La liebre y la tortuga
por Màrius Navazo
Esta vez, la liebre será el coche. Y la tortuga será la bicicleta. Ya conocemos la fábula y hasta sabemos sobradamente como acaba. Pero expliquémosla una vez más, para conocer los detalles del porqué la liebre –que tanto puede llegar a correr- llega más tarde que la tortuga –que tan despacio avanza.
Salieron el coche y la bicicleta a la vez, con el objetivo de hacer un trayecto dentro de ciudad. Al momento, el coche ya se distanciaba claramente de la bicicleta, pero pocos metros más allá aquél ya estaba distraído y parado, mirando una luz roja. ¡Ah, la luz roja del semáforo! La habían inventado expresamente para los coches ¡y era tan cautivadora! Así que ahí se quedó el coche ensimismado, observándola durante un buen rato, hasta que una luz verde lo sacó de su encantamiento y prosiguió su marcha. De hecho, esto pasó varias veces a lo largo del recorrido. Sin embargo, la luz roja no tenía los mismos efectos aturdidores sobre la bicicleta. Ésta ponía mucho cuidado al pasar entorno a una luz roja, reduciendo aún más su ya lento caminar, casi parándose o parándose del todo. Pero la bicicleta no quedaba abrumada mirando el rojo, sino que seguía observando todo lo que sucedía a su alrededor y adaptando su lento discurrir. Y es que esas luces no iban mucho con ella…¡igual que les pasa a los peatones! Como en su día pusieron las luces para que no chocaran al cruzarse los que corren mucho, resulta que -si eres de los que no corren y te da tiempo a observar- no le ves mucho sentido a quedarte pasmado ante una luz roja. Y sigues haciendo como siempre: miras a un lado y otro y, si es seguro pasar, pasas.

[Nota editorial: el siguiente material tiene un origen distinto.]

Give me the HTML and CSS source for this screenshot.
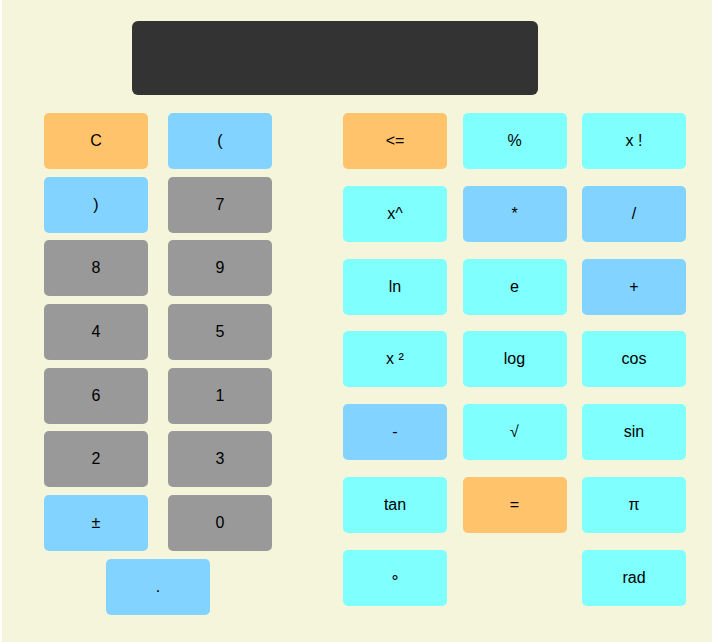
FILE: index.html
```html
<!DOCTYPE html>
<html lang="en">
<head>
    <meta charset="UTF-8">
    <meta name="viewport" content="width=device-width, initial-scale=1.0">
    <title>Calculator</title>
    <link rel="stylesheet" href="styles.css">
</head>
<body>

    <div class="calculator">
        <div class="screen" id="screen"></div>

        <div class="keys">
            <div class="basic-keys">
                <button class="key clear">C</button>
                <button class="key op">(</button>
                <button class="key op">)</button>
                <button class="key num">7</button>
                <button class="key num">8</button>
                <button class="key num">9</button>
                <button class="key num">4</button>
                <button class="key num">5</button>
                <button class="key num">6</button>
                <button class="key num">1</button>
                <button class="key num">2</button>
                <button class="key num">3</button>
                <button class="key op">±</button>
                <button class="key num">0</button>
                <button class="key op dot">.</button>
            </div>

            <div class="science-keys">
                <button class="key clear">&lt;=</button>
                <button class="key fn">%</button>
                <button class="key fn">x !</button>
                <button class="key fn">x^</button>
                <button class="key op">*</button>
                <button class="key op">/</button>
                <button class="key fn">ln</button>
                <button class="key fn">e</button>
                <button class="key op">+</button>
                <button class="key fn">x ²</button>
                <button class="key fn">log</button>
                <button class="key fn">cos</button>
                <button class="key op">-</button>
                <button class="key fn">√</button>
                <button class="key fn">sin</button>
                <button class="key fn">tan</button>
                <button class="key clear">=</button>
                <button class="key fn">π</button>
                <button class="key fn">∘</button>
                <span></span>
                <button class="key fn">rad</button>
            </div>
        </div>
    </div>

</body>
</html>
```

FILE: styles.css
```css
html {
    background: #ffffff;
}

body {
    margin: 0;
    padding: 0;
    font-family: 'Liberation Sans', Arial, sans-serif;
}

.calculator {
    margin-left: 2px;
    min-height: 642px;
    padding-top: 21px;
    box-sizing: border-box;
    background: #f5f5dc; /* beige page */
}

.screen {
    width: 406px;
    height: 74px;
    margin-left: 130px;
    background: #333333;
    border-radius: 6px;
}

.keys {
    display: flex;
    gap: 71px;
    margin-top: 18px;
    padding-left: 42px;
}

.basic-keys {
    display: grid;
    grid-template-columns: 104px 104px;
    grid-auto-rows: 56px;
    column-gap: 20px;
    row-gap: 7.7px;
}

.basic-keys .dot {
    grid-column: 1 / span 2;
    justify-self: center;
    width: 104px;
}

.science-keys {
    display: grid;
    grid-template-columns: repeat(3, 104px);
    grid-auto-rows: 56px;
    column-gap: 15.5px;
    row-gap: 16.8px;
}

.key {
    border: none;
    border-radius: 5px;
    font-family: inherit;
    font-size: 16px;
    color: #000000;
    cursor: pointer;
    padding: 0;
}

.clear {
    background-color: #ffc36b; /* orange */
}

.op {
    background-color: #82d3ff; /* light blue */
}

.num {
    background-color: #999999; /* gray */
}

.fn {
    background-color: #80ffff; /* cyan */
}
```
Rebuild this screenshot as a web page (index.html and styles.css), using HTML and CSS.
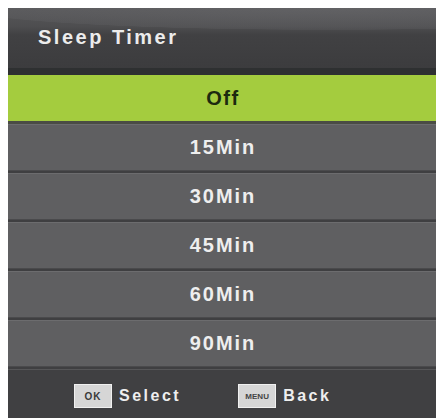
FILE: index.html
```html
<!DOCTYPE html>
<html>
<head>
<meta charset="utf-8">
<link rel="stylesheet" href="styles.css">
</head>
<body>
<div class="panel">
  <div class="header"><span class="title">Sleep Timer</span></div>
  <div class="list">
    <div class="item selected">Off</div>
    <div class="item">15Min</div>
    <div class="item">30Min</div>
    <div class="item">45Min</div>
    <div class="item">60Min</div>
    <div class="item">90Min</div>
  </div>
  <div class="footer">
    <div class="hint"><span class="key">OK</span><span class="label">Select</span></div>
    <div class="hint"><span class="key key-menu">MENU</span><span class="label">Back</span></div>
  </div>
</div>
</body>
</html>
```
FILE: styles.css
```css
html, body {
  margin: 0;
  padding: 0;
  background: #ffffff;
}
body {
  padding: 8px 4px 0 8px;
  font-family: "Liberation Sans", Arial, sans-serif;
  font-weight: bold;
}
.panel {
  width: 428px;
  height: 410px;
  background: #3f3f41;
  display: flex;
  flex-direction: column;
  overflow: hidden;
}
.header {
  height: 67px;
  flex: none;
  background:
    radial-gradient(ellipse 140% 60% at 75% 0%, rgba(120,120,124,0.35) 0%, rgba(120,120,124,0.15) 60%, rgba(0,0,0,0) 61%),
    linear-gradient(to bottom, #565658 0%, #4e4e50 30%, #414143 45%, #3c3c3e 100%);
  display: flex;
  align-items: center;
  padding-left: 30px;
  box-sizing: border-box;
  border-bottom: 7px solid #2e3031;
}
.title {
  color: #ececec;
  font-size: 20px;
  letter-spacing: 2.5px;
  margin-top: -1px;
}
.list {
  display: flex;
  flex-direction: column;
  flex: none;
}
.item {
  height: 47px;
  box-sizing: border-box;
  display: flex;
  align-items: center;
  justify-content: center;
  background: #5f5f61;
  color: #eeeeee;
  font-size: 20px;
  letter-spacing: 2px;
  padding-left: 2px;
  border-top: 1px solid #6c6c6e;
  border-bottom: 1px solid #4a4a4c;
  margin-bottom: 2px;
}
.item.selected {
  background: #a4cc3e;
  color: #1c2a0f;
  height: 49px;
  letter-spacing: 1.5px;
  border-top: none;
  border-bottom: 3px solid #4a4c45;
  margin-bottom: 0;
}
.footer {
  flex: 1;
  background: #404042;
  display: flex;
  align-items: flex-start;
  padding-top: 14px;
  padding-left: 66px;
  gap: 57px;
  border-top: 1px solid #565658;
}
.hint {
  display: flex;
  align-items: center;
  gap: 7px;
}
.key {
  width: 38px;
  height: 24px;
  background: #d6d6d6;
  border: 1px solid #f0f0f0;
  box-sizing: border-box;
  color: #3a3a3a;
  font-size: 10px;
  display: flex;
  align-items: center;
  justify-content: center;
  letter-spacing: 1px;
}
.key-menu {
  font-size: 8px;
  letter-spacing: 0;
  color: #444;
}
.label {
  color: #eeeeee;
  font-size: 16px;
  letter-spacing: 2.5px;
}
```
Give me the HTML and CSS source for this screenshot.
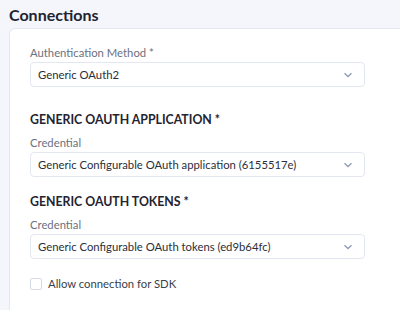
FILE: index.html
```html
<!DOCTYPE html>
<html lang="en">

<head>
  <meta charset="UTF-8">
  <title>Connections</title>
  <link rel="stylesheet" href="styles.css">
</head>

<body>
  <h1 class="page-title">Connections</h1>

  <div class="panel">
    <div class="field field-first">
      <label class="field-label">Authentication Method *</label>
      <div class="select">
        <span>Generic OAuth2</span>
        <svg class="chevron" width="10" height="6" viewBox="0 0 10 6"><path d="M1.5 1.2 L5 4.5 L8.5 1.2" fill="none" stroke="#8e9ab8" stroke-width="1.3"/></svg>
      </div>
    </div>

    <h2 class="group-title">GENERIC OAUTH APPLICATION *</h2>
    <div class="field">
      <label class="field-label">Credential</label>
      <div class="select">
        <span>Generic Configurable OAuth application (6155517e)</span>
        <svg class="chevron" width="10" height="6" viewBox="0 0 10 6"><path d="M1.5 1.2 L5 4.5 L8.5 1.2" fill="none" stroke="#8e9ab8" stroke-width="1.3"/></svg>
      </div>
    </div>

    <h2 class="group-title">GENERIC OAUTH TOKENS *</h2>
    <div class="field">
      <label class="field-label">Credential</label>
      <div class="select">
        <span>Generic Configurable OAuth tokens (ed9b64fc)</span>
        <svg class="chevron" width="10" height="6" viewBox="0 0 10 6"><path d="M1.5 1.2 L5 4.5 L8.5 1.2" fill="none" stroke="#8e9ab8" stroke-width="1.3"/></svg>
      </div>
    </div>

    <label class="check">
      <span class="box"></span>
      Allow connection for SDK
    </label>
  </div>
</body>

</html>
```

FILE: styles.css
```css
body {
  font-family: 'Lato', sans-serif;
  background-color: #f4f6fb;
  color: #1f2430;
  margin: 0;
  padding: 0 0 0 9px;
  overflow: hidden;
}

.page-title {
  font-size: 16px;
  font-weight: 700;
  margin: 0;
  padding: 5px 0 0 0;
  height: 23px;
  line-height: 20px;
}

.panel {
  background: #ffffff;
  border: 1px solid #e3e7f0;
  border-right: none;
  border-bottom: none;
  border-radius: 6px 0 0 0;
  padding: 16px 0 0 20px;
  box-sizing: border-box;
  width: 391px;
  height: 282px;
}

.field-first {
  margin-bottom: 25px;
}

.field-label {
  display: block;
  font-size: 11.3px;
  color: #6b7180;
  line-height: 16px;
  margin-bottom: 1px;
}

.select {
  display: flex;
  align-items: center;
  justify-content: space-between;
  width: 335px;
  height: 25px;
  box-sizing: border-box;
  border: 1px solid #e3e7f2;
  border-radius: 4px;
  padding: 0 11px 0 7px;
  font-size: 11.3px;
  color: #2a2f3a;
}

.chevron {
  display: block;
}

.group-title {
  font-size: 12.3px;
  font-weight: 700;
  color: #1f2430;
  margin: 17px 0 7px 0;
  line-height: 16px;
}

.check {
  display: flex;
  align-items: center;
  gap: 6px;
  margin-top: 18px;
  font-size: 11.3px;
  color: #3a3f4a;
}

.box {
  width: 10px;
  height: 10px;
  border: 1px solid #d5dae6;
  border-radius: 2px;
}
```
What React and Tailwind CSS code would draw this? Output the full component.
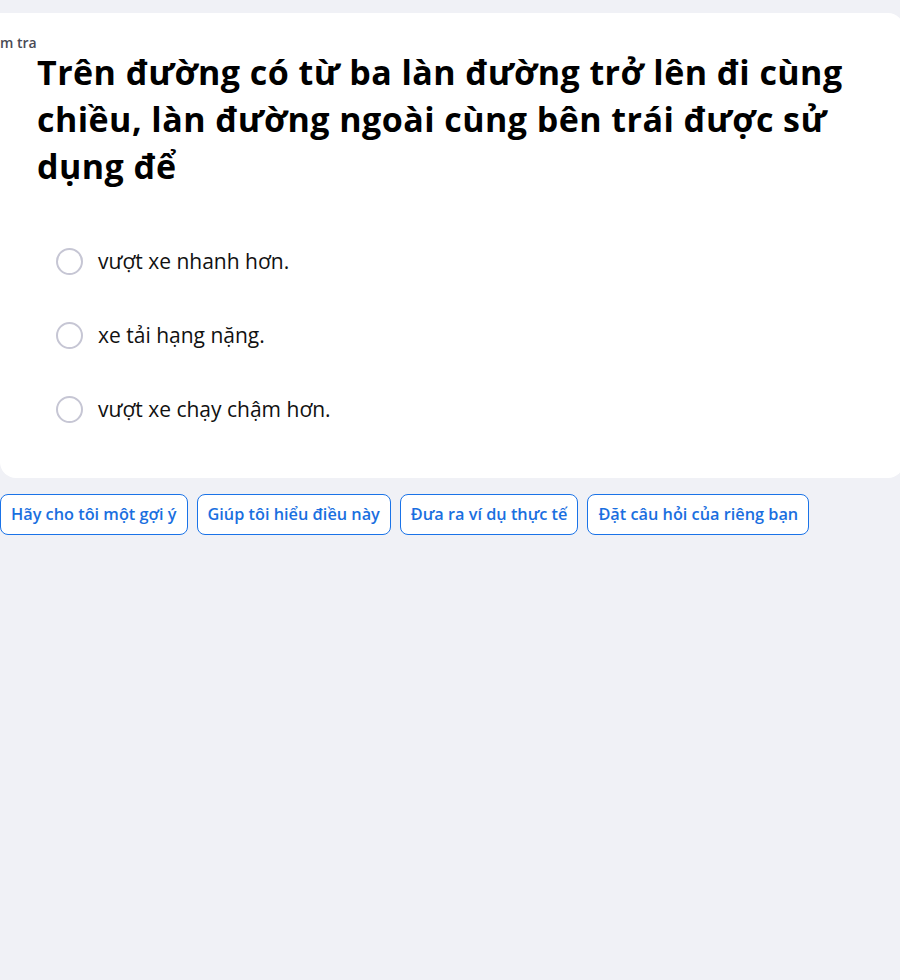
import React from "react";

const options = ["vượt xe nhanh hơn.", "xe tải hạng nặng.", "vượt xe chạy chậm hơn."];
const prompts = [
  "Hãy cho tôi một gợi ý",
  "Giúp tôi hiểu điều này",
  "Đưa ra ví dụ thực tế",
  "Đặt câu hỏi của riêng bạn",
];

const App = () => {
  return (
    <div
      className="min-h-[980px] w-[900px] bg-[#f0f1f6] pt-[13px] overflow-hidden"
      style={{ fontFamily: '"Open Sans", "Noto Sans", sans-serif' }}
    >
      <div className="bg-white rounded-tr-[16px] rounded-br-[16px] rounded-bl-[16px] h-[465px] w-[904px] relative">
        <div className="absolute left-0 top-[19px] text-[14px] font-semibold text-[#4a4a55]">m tra</div>
        <h1 className="pl-[37px] pt-[36px] w-[875px] text-[34px] leading-[47px] font-bold tracking-[0.45px] text-black">
          Trên đường có từ ba làn đường trở lên đi cùng chiều, làn đường ngoài cùng bên trái được sử dụng để
        </h1>
        <div className="flex flex-col gap-[47px] pl-[56px] pt-[58px]">
          {options.map((o) => (
            <label key={o} className="flex items-center gap-[15px] cursor-pointer">
              <span className="w-[27px] h-[27px] rounded-full border-2 border-[#c6c6d4] bg-white" />
              <span className="text-[21px] text-[#111] leading-[27px]">{o}</span>
            </label>
          ))}
        </div>
      </div>
      <div className="flex gap-[9px] mt-[16px]">
        {prompts.map((p) => (
          <button
            key={p}
            className="h-[41px] px-[10px] rounded-[8px] border border-[#1a73e8] bg-white text-[#1a6fe0] text-[16.3px] font-semibold"
          >
            {p}
          </button>
        ))}
      </div>
    </div>
  );
};

export default App;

En éstas avanzaba la bicicleta cuando, al girar una calle, se encontró una fiesta de coches. Eran pocos, pero ahí estaban todos apelotonados. Y incesantemente se iban añadiendo más y más coches que llegaban de aquí y de allá. La verdad es que seguían siendo pocos, pero en un momento la fiesta ya llegaba hasta la otra calle. Ni falta hace decir que nuestro coche protagonista ahí andaba metido, pasándoselo en grande con sus semblantes. Y en medio de tanto lío, nuestra bicicleta consiguió pasar. Mientras, no sin cierta envidia, pensó en los pocos coches que se necesitaban para montar aquella fiesta. ¡Cuántas bicicletas se necesitarían para montar un fiestón semejante!
Con esos pensamientos, la bicicleta fue haciendo camino, dejando atrás el coche y su gran fiestaza. Y ya vislumbraba la meta final cuando, de repente, apareció de nuevo el coche por detrás y la avanzó rápidamente. El coche estaba a tocar del destino final y, como siempre, pensó que aquél iba a ser su día de suerte, con una plaza de aparcamiento libre justo delante de su meta. Una plaza que la fortuna tenía que haber reservado sólo para él, esperándolo a que llegara para que pudiera finalizar instantánea y felizmente su trayecto. Pero aquello, un día más, no sucedió. Así que comenzó a dar vueltas a la manzana, después a la manzana de al lado, y más tarde dos manzanas más allá, hasta que consiguió aparcar(se). Y, con todo esto, huelga decir que, cuando llegó a destino, ahí estaba desde hacía un rato la bicicleta tomándose tranquilamente su caña (*).
(*) En las “Carreras del Transporte” que organiza anualmente la Asociación para la Promoción del Transporte Público en distintas ciudades catalanas, las bicicletas llegan las primeras en muchos casos. Cuando no llegan las primeras, nunca es el coche quién las gana (quién acostumbra a llegar en las últimas o última posición, comportando que hasta sea más lento que el peatón). Y lo más importante: estos resultados se observan aunque se obligue a aparcar correctamente las bicis y los ciclistas no puedan saltarse los semáforos.